As suas viagens ao estrangeiro culminaram com a descoberta do trabalho de Pablo Picasso, cubista e reconstruído numa plenitude de formas e construções tridimensionais, em 1913, incluindo uma visita ao seu estúdio. Foi uma fase em que desenvolveu os seus alívios artísticos, em que se limitou, sem quaisquer preocupações ou significados subjacentes, a criar. No entanto, a contrapor a estes, surgem os “contra-alívios”, em que a importância dos materiais e da relevância do espaço ocupado pelo objeto se denunciam como mais proeminentes. Entre as formas diferentes de se fazer arte, surgiam interações e justaposições que fazem sobressair o abstrato do seu entendimento. São, em grande parte, as esculturas que prevalecem, para além dos espaços circundantes, que entram em ação no confronto gerador de tensões e de dinamismos que transcendem as habituais duas dimensões.

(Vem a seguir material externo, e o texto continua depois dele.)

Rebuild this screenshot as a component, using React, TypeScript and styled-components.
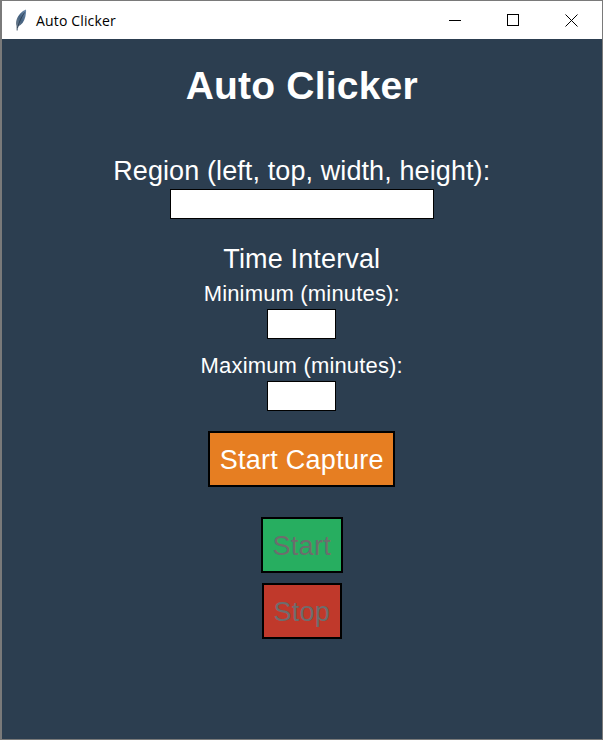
import React from 'react';
import styled, { createGlobalStyle } from 'styled-components';

const Global = createGlobalStyle`
  html, body { margin: 0; padding: 0; background: #2c3e50; }
  * { box-sizing: border-box; }
`;

const Frame = styled.div`
  width: 603px;
  height: 740px;
  display: flex;
  flex-direction: column;
  border: solid #7a7a7a;
  border-width: 1px 1px 1px 2px;
  overflow: hidden;
  font-family: "Liberation Sans", Arial, sans-serif;
  background: #2c3e50;
`;

const TitleBar = styled.header`
  flex: none;
  height: 38px;
  display: flex;
  align-items: center;
  padding-right: 2px;
  background: #fff;
`;

const AppIcon = styled.svg`
  flex: none;
  width: 12px;
  height: 22px;
  margin-left: 13px;
`;

const WindowTitle = styled.span`
  flex: 1;
  margin-left: 9px;
  font-family: "Open Sans", "Noto Sans", sans-serif;
  font-size: 14px;
  letter-spacing: 0.15px;
  color: #000;
`;

const WindowButton = styled.div`
  flex: none;
  width: 58px;
  height: 38px;
  display: flex;
  align-items: center;
  justify-content: center;
`;

const Content = styled.main`
  flex: 1;
  display: flex;
  flex-direction: column;
  align-items: center;
  padding-right: 0.5px;
  color: #fff;
`;

const Title = styled.h1`
  margin: 25px 0 0;
  height: 44px;
  line-height: 44px;
  font-size: 39px;
  letter-spacing: 0.2px;
  font-weight: 700;
`;

const Label = styled.label<{ $size: number; $top: number; $track: number }>`
  display: block;
  margin-top: ${p => p.$top}px;
  margin-bottom: -1px;
  padding-top: 1px;
  font-size: ${p => p.$size}px;
  line-height: ${p => Math.ceil(p.$size * 1.16)}px;
  letter-spacing: ${p => p.$track}px;
  white-space: nowrap;
`;

const Field = styled.input<{ $width: number }>`
  display: block;
  width: ${p => p.$width}px;
  height: 30px;
  margin: 3px 0 0;
  padding: 0 4px;
  background: #fff;
  border: 1px solid #000;
  border-radius: 0;
  outline: none;
`;

const Action = styled.button<{ $bg: string; $muted?: boolean; $width: number; $top: number }>`
  display: block;
  width: ${p => p.$width}px;
  height: 56px;
  margin-top: ${p => p.$top}px;
  padding: 2px 0 0;
  border: 2px solid #000;
  border-radius: 0;
  background: ${p => p.$bg};
  color: ${p => (p.$muted ? '#6d6d6d' : '#fff')};
  font-family: inherit;
  font-size: 27px;
  letter-spacing: 0.25px;
`;

export default function App() {
  return (
    <>
      <Global />
      <Frame>
        <TitleBar>
          <AppIcon viewBox="0 0 12 22">
            <defs>
              <linearGradient id="feather" x1="0" y1="1" x2="1" y2="0">
                <stop offset="0" stopColor="#7d8791" />
                <stop offset="0.5" stopColor="#44617f" />
                <stop offset="1" stopColor="#6f8db0" />
              </linearGradient>
            </defs>
            <path d="M11 0.500C7 2 3 6 1.500 11c-.7 2.500-.6 4.500 0 6L1.500 21.500h1.300l.3-4c3.400-1.500 6-5 7.200-9.500.6-2.500 1-5.500.7-7.500z" fill="url(#feather)" />
            <path d="M9.500 3.500C6.500 8 4 13 2.500 19" stroke="#26384d" strokeWidth="0.8" fill="none" />
          </AppIcon>
          <WindowTitle>Auto Clicker</WindowTitle>
          <WindowButton>
            <svg width="12" height="12" viewBox="0 0 12 12"><path d="M0 6.500H12" stroke="#000" strokeWidth="1" /></svg>
          </WindowButton>
          <WindowButton>
            <svg width="12" height="12" viewBox="0 0 12 12"><rect x="0.500" y="0.500" width="11" height="11" fill="none" stroke="#000" strokeWidth="1" /></svg>
          </WindowButton>
          <WindowButton>
            <svg width="13" height="13" viewBox="0 0 13 13"><path d="M0.500 0.500L12.500 12.500M12.500 0.500L0.500 12.500" stroke="#000" strokeWidth="1" /></svg>
          </WindowButton>
        </TitleBar>
        <Content>
          <Title>Auto Clicker</Title>
          <Label $size={27} $top={46} $track={0.1}>Region (left, top, width, height):</Label>
          <Field $width={264} />
          <Label $size={27} $top={23} $track={0.15}>Time Interval</Label>
          <Label $size={22} $top={6} $track={0.17}>Minimum (minutes):</Label>
          <Field $width={69} />
          <Label $size={22} $top={13} $track={0.17}>Maximum (minutes):</Label>
          <Field $width={69} />
          <Action $bg="#e67e22" $width={187} $top={20}>Start Capture</Action>
          <Action $bg="#27ae60" $muted disabled $width={82} $top={30}>Start</Action>
          <Action $bg="#c0392b" $muted disabled $width={80} $top={10}>Stop</Action>
        </Content>
      </Frame>
    </>
  );
}
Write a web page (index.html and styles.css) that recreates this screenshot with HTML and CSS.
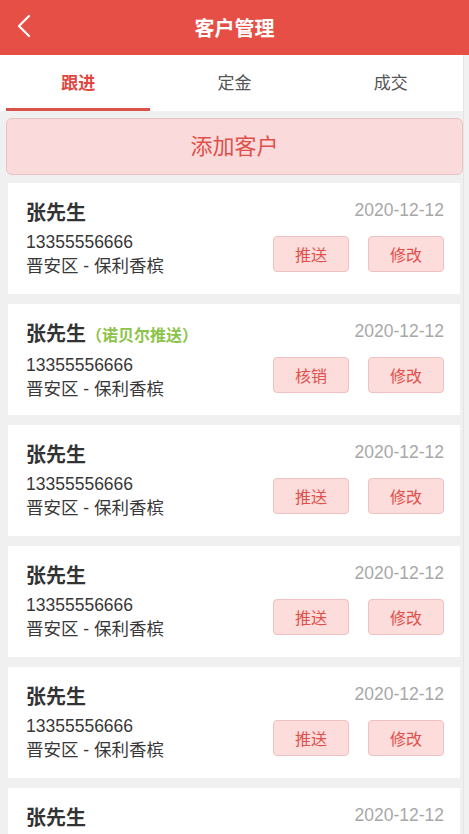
FILE: index.html
```html
<!DOCTYPE html>
<html lang="zh-CN">
<head>
  <meta charset="UTF-8" />
  <meta name="viewport" content="width=device-width, initial-scale=1.0" />
  <title>客户管理</title>
  <link rel="stylesheet" href="styles.css">
</head>
<body>
  <header class="topbar">
    <a href="#" class="back">
      <svg width="16" height="24" viewBox="0 0 16 24">
        <path d="M13 2 L3 12 L13 22" fill="none" stroke="#fff" stroke-width="2.2" stroke-linecap="round" stroke-linejoin="round"/>
      </svg>
    </a>
    <h1>客户管理</h1>
  </header>

  <nav class="tabs">
    <a href="#" class="tab active">跟进</a>
    <a href="#" class="tab">定金</a>
    <a href="#" class="tab">成交</a>
  </nav>

  <button class="add-btn">添加客户</button>

  <ul class="list">
    <li class="card">
      <div class="info">
        <div class="name">张先生</div>
        <div class="phone">13355556666</div>
        <div class="addr">晋安区 - 保利香槟</div>
      </div>
      <div class="side">
        <div class="date">2020-12-12</div>
        <div class="actions"><button>推送</button><button>修改</button></div>
      </div>
    </li>
    <li class="card">
      <div class="info">
        <div class="name">张先生<span class="tag">（诺贝尔推送）</span></div>
        <div class="phone">13355556666</div>
        <div class="addr">晋安区 - 保利香槟</div>
      </div>
      <div class="side">
        <div class="date">2020-12-12</div>
        <div class="actions"><button>核销</button><button>修改</button></div>
      </div>
    </li>
    <li class="card">
      <div class="info">
        <div class="name">张先生</div>
        <div class="phone">13355556666</div>
        <div class="addr">晋安区 - 保利香槟</div>
      </div>
      <div class="side">
        <div class="date">2020-12-12</div>
        <div class="actions"><button>推送</button><button>修改</button></div>
      </div>
    </li>
    <li class="card">
      <div class="info">
        <div class="name">张先生</div>
        <div class="phone">13355556666</div>
        <div class="addr">晋安区 - 保利香槟</div>
      </div>
      <div class="side">
        <div class="date">2020-12-12</div>
        <div class="actions"><button>推送</button><button>修改</button></div>
      </div>
    </li>
    <li class="card">
      <div class="info">
        <div class="name">张先生</div>
        <div class="phone">13355556666</div>
        <div class="addr">晋安区 - 保利香槟</div>
      </div>
      <div class="side">
        <div class="date">2020-12-12</div>
        <div class="actions"><button>推送</button><button>修改</button></div>
      </div>
    </li>
    <li class="card">
      <div class="info">
        <div class="name">张先生</div>
        <div class="phone">13355556666</div>
        <div class="addr">晋安区 - 保利香槟</div>
      </div>
      <div class="side">
        <div class="date">2020-12-12</div>
        <div class="actions"><button>推送</button><button>修改</button></div>
      </div>
    </li>
  </ul>

  <div class="scroll-track"></div>
</body>
</html>
```

FILE: styles.css
```css
* {
  margin: 0;
  padding: 0;
  box-sizing: border-box;
}

body {
  font-family: 'Liberation Sans', 'Noto Sans CJK SC', sans-serif;
  background: #f0f0f0;
  color: #333;
  overflow: hidden;
}

button {
  font-family: inherit;
  cursor: pointer;
}

.topbar {
  height: 55px;
  background: #e64f46;
  display: flex;
  align-items: center;
  justify-content: center;
  position: relative;
}

.topbar h1 {
  color: #fff;
  font-size: 20px;
  font-weight: bold;
}

.topbar .back {
  position: absolute;
  left: 16px;
  top: 14px;
  display: block;
  height: 24px;
}

.tabs {
  display: grid;
  grid-template-columns: repeat(3, 1fr);
  background: #fff;
  height: 56px;
}

.tab {
  position: relative;
  display: flex;
  align-items: center;
  justify-content: center;
  padding-bottom: 3px;
  font-size: 17px;
  color: #555;
  text-decoration: none;
}

.tab.active {
  color: #e0473f;
  font-weight: bold;
}

.tab.active::after {
  content: '';
  position: absolute;
  left: 6px;
  right: 6px;
  bottom: 0;
  height: 3px;
  background: #d9534a;
}

.add-btn {
  display: block;
  width: calc(100% - 12px);
  height: 57px;
  margin: 7px 6px 8px;
  padding-bottom: 6px;
  background: #fadadb;
  border: 1px solid #e9c3c4;
  border-radius: 6px;
  color: #e0504a;
  font-size: 22px;
}

.list {
  list-style: none;
  padding: 0 9px 0 8px;
}

.card {
  display: flex;
  justify-content: space-between;
  height: 111px;
  margin-bottom: 10px;
  padding: 15px 16px 0 18px;
  background: #fff;
}

.name {
  font-size: 20px;
  font-weight: bold;
  line-height: 30px;
  color: #333;
}

.name .tag {
  font-size: 16px;
  color: #8cc34b;
}

.phone,
.addr {
  font-size: 17.5px;
  line-height: 24px;
  color: #383838;
}

.phone {
  margin-top: 2px;
}

.side {
  display: flex;
  flex-direction: column;
  align-items: flex-end;
}

.date {
  font-size: 17.5px;
  line-height: 24px;
  color: #a8a8a8;
}

.actions {
  display: flex;
  gap: 19px;
  margin-top: 14px;
}

.actions button {
  width: 76px;
  height: 36px;
  background: #fddcdc;
  border: 1px solid #f1c0c0;
  border-radius: 4px;
  color: #e0504a;
  font-size: 16px;
}

/* bande de défilement à droite */
.scroll-track {
  position: fixed;
  top: 55px;
  right: 0;
  bottom: 0;
  width: 6px;
  background: #f1f1f1;
  border-left: 1px solid #e4e4e4;
}
```
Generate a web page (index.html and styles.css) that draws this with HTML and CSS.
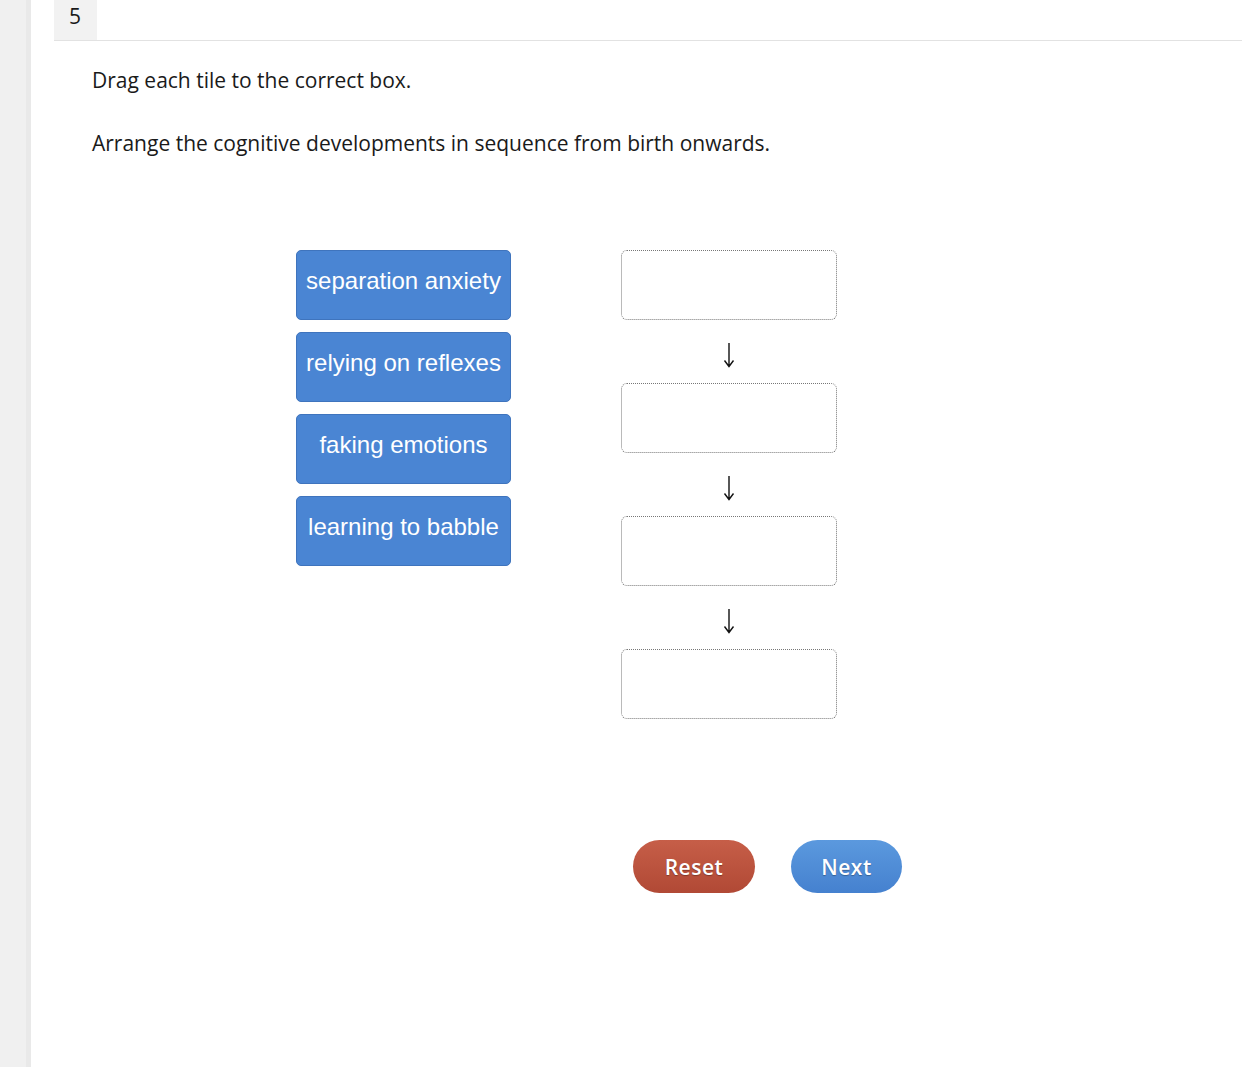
FILE: index.html
```html
<!DOCTYPE html>
<html lang="en">
<head>
  <meta charset="UTF-8">
  <title>Question 5</title>
  <link rel="stylesheet" href="styles.css">
</head>
<body>
  <div class="sidebar"></div>

  <div class="main">
    <div class="header">
      <div class="qnum">5</div>
    </div>

    <div class="content">
      <p class="prompt">Drag each tile to the correct box.</p>
      <p class="prompt">Arrange the cognitive developments in sequence from birth onwards.</p>

      <div class="board">
        <div class="tiles">
          <div class="tile">separation anxiety</div>
          <div class="tile">relying on reflexes</div>
          <div class="tile">faking emotions</div>
          <div class="tile">learning to babble</div>
        </div>

        <div class="targets">
          <div class="target"></div>
          <div class="arrow">
            <svg width="14" height="26" viewBox="0 0 14 26"><path d="M7 1 V24 M2.5 18.5 L7 24.5 L11.5 18.5" fill="none" stroke="#111" stroke-width="1.4"/></svg>
          </div>
          <div class="target"></div>
          <div class="arrow">
            <svg width="14" height="26" viewBox="0 0 14 26"><path d="M7 1 V24 M2.5 18.5 L7 24.5 L11.5 18.5" fill="none" stroke="#111" stroke-width="1.4"/></svg>
          </div>
          <div class="target"></div>
          <div class="arrow">
            <svg width="14" height="26" viewBox="0 0 14 26"><path d="M7 1 V24 M2.5 18.5 L7 24.5 L11.5 18.5" fill="none" stroke="#111" stroke-width="1.4"/></svg>
          </div>
          <div class="target"></div>
        </div>
      </div>

      <div class="actions">
        <button class="btn btn-reset">Reset</button>
        <button class="btn btn-next">Next</button>
      </div>
    </div>
  </div>
</body>
</html>
```

FILE: styles.css
```css
body {
  margin: 0;
  display: flex;
  min-height: 1067px;
  font-family: "Open Sans", sans-serif;
  color: #1a1a1a;
  background: #fff;
}

.sidebar {
  width: 26px;
  background: #f0f0f0;
  border-right: 5px solid #e9e9e9;
  flex-shrink: 0;
}

.main {
  flex: 1;
  padding-left: 23px;
}

.header {
  height: 40px;
  border-bottom: 1px solid #e2e2e2;
  display: flex;
}

.qnum {
  width: 43px;
  background: #f2f2f2;
  font-size: 21px;
  line-height: 32px;
  padding-left: 15px;
  box-sizing: border-box;
}

.content {
  padding-left: 38px;
}

.prompt {
  margin: 0;
  font-size: 21px;
  line-height: 30px;
}

.prompt:first-child {
  margin-top: 24px;
}

.prompt + .prompt {
  margin-top: 33px;
}

.board {
  display: flex;
  margin-top: 92px;
  padding-left: 204px;
}

.tiles {
  display: flex;
  flex-direction: column;
  gap: 12px;
}

.tile {
  width: 215px;
  height: 70px;
  box-sizing: border-box;
  background: #4a85d3;
  border: 1px solid #3f74bd;
  border-radius: 5px;
  color: #fff;
  font-family: "Liberation Sans", Arial, sans-serif;
  font-size: 24px;
  text-align: center;
  padding-top: 16px;
}

.targets {
  margin-left: 110px;
  display: flex;
  flex-direction: column;
  align-items: center;
}

.target {
  width: 216px;
  height: 70px;
  box-sizing: border-box;
  border: 1px dotted #777;
  border-radius: 6px;
}

.arrow {
  height: 63px;
  box-sizing: border-box;
  padding-top: 22px;
}

.arrow svg {
  display: block;
}

.actions {
  display: flex;
  gap: 36px;
  margin-top: 121px;
  padding-left: 541px;
}

.btn {
  height: 53px;
  border: none;
  border-radius: 27px;
  color: #fff;
  font-family: "Open Sans", sans-serif;
  font-size: 21px;
  font-weight: 600;
  letter-spacing: 0.5px;
  text-shadow: 0 1px 1px rgba(0, 0, 0, 0.3);
}

.btn-reset {
  width: 122px;
  background: linear-gradient(#c65e48, #b14935);
}

.btn-next {
  width: 111px;
  background: linear-gradient(#5b99de, #4581cf);
}
```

No entanto, a sua fama só se viria a pronunciar após desenvolver um monumento à Terceira Internacional, conforme o designou, também conhecido por “Torre de Tatlin” (1919-20). Inspirada na Torre Eiffel, de Paris, foi erigida em homenagem à Revolução Bolchevique, suportando-se numa estrutura em espiral de ferro, no vidro e no aço, que se sustenta em três blocos cobertos por janelas de vidro, rotativas em várias velocidades (o cubo anualmente, a pirâmide mensalmente e o cilindro diariamente). Porém, como projeto muito dispendioso e complexo, acabou por não ser construído, embora o seu modelo tenha sido apresentado e disposto em Moscovo, em 1920. Um modelo que bebia de uma vontade crescente de cruzar a arte com a tecnologia, num espírito vanguardista que abrangia, de igual forma, a criação de utopias.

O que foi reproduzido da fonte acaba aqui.